Extract all lines from the data beneath that include the word "with".

* **Data rows**
--- begin ---

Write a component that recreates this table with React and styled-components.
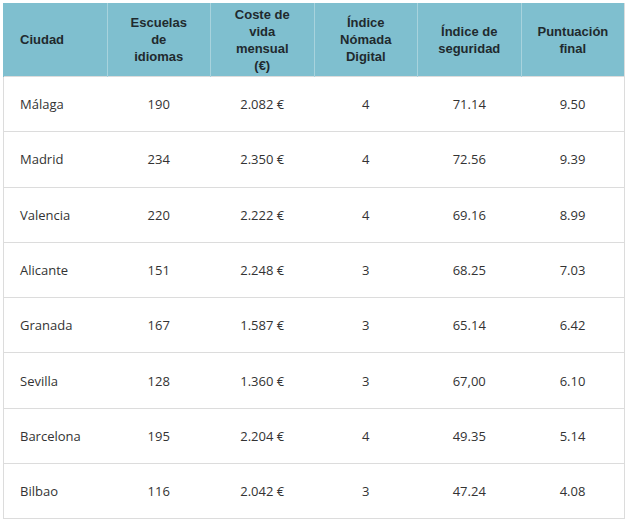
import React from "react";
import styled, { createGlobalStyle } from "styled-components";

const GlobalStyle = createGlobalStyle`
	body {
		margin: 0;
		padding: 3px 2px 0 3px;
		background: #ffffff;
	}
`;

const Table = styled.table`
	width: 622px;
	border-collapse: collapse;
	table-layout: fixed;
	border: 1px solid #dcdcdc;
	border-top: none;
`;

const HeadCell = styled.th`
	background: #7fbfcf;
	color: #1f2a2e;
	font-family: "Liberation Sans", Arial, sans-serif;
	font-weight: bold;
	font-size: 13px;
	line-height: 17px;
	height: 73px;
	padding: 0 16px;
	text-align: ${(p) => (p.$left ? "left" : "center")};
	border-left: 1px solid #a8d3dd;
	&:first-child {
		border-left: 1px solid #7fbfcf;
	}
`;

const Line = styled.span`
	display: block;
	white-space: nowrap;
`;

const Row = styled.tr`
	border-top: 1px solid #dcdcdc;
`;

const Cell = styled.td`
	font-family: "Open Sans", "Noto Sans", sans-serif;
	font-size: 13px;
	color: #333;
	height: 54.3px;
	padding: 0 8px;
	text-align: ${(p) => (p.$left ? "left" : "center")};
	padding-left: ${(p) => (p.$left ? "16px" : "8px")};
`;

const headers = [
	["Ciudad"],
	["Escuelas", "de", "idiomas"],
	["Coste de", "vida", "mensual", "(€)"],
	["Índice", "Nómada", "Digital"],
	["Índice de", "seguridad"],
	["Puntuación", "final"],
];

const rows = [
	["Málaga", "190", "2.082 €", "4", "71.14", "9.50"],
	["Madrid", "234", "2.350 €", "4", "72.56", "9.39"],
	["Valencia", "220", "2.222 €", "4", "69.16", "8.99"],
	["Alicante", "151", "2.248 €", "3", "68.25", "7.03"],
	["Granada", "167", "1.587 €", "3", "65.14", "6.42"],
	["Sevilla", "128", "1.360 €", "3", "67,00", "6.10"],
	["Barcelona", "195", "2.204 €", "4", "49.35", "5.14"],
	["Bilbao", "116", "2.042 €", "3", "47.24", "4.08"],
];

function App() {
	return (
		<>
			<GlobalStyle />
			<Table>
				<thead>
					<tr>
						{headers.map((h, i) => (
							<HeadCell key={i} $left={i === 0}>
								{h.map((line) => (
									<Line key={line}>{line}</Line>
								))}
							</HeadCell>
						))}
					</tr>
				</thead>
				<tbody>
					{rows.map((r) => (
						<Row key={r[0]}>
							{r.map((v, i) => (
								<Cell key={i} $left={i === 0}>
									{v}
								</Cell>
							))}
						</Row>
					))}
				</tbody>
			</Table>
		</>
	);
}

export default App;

--- end ---
--- begin ---

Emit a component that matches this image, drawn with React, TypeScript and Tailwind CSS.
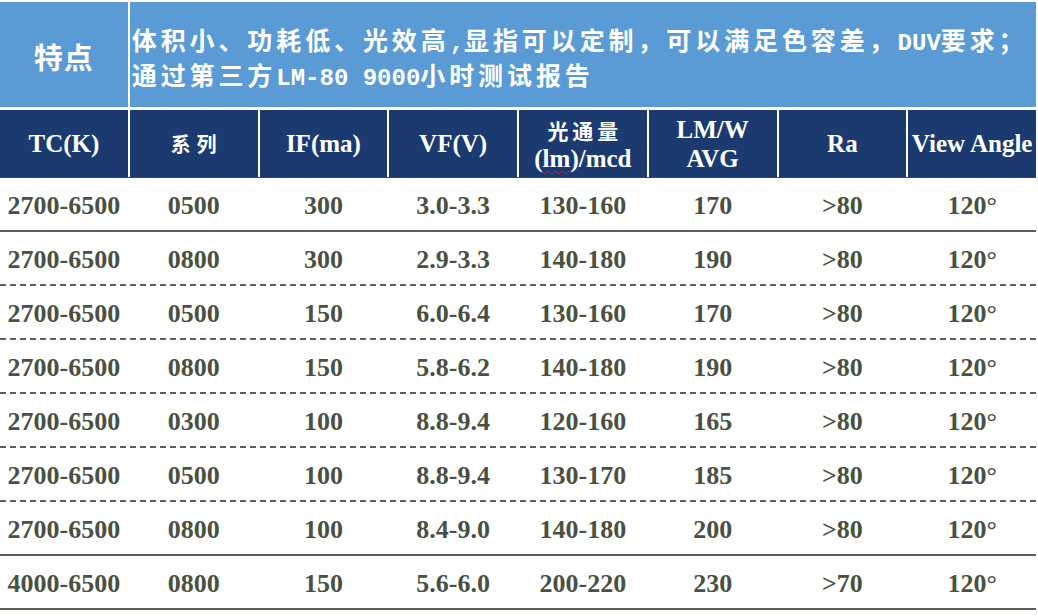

--- end ---

* **Reply to the exercise**
Write a component that recreates this table with React and styled-components.
Emit a component that matches this image, drawn with React, TypeScript and Tailwind CSS.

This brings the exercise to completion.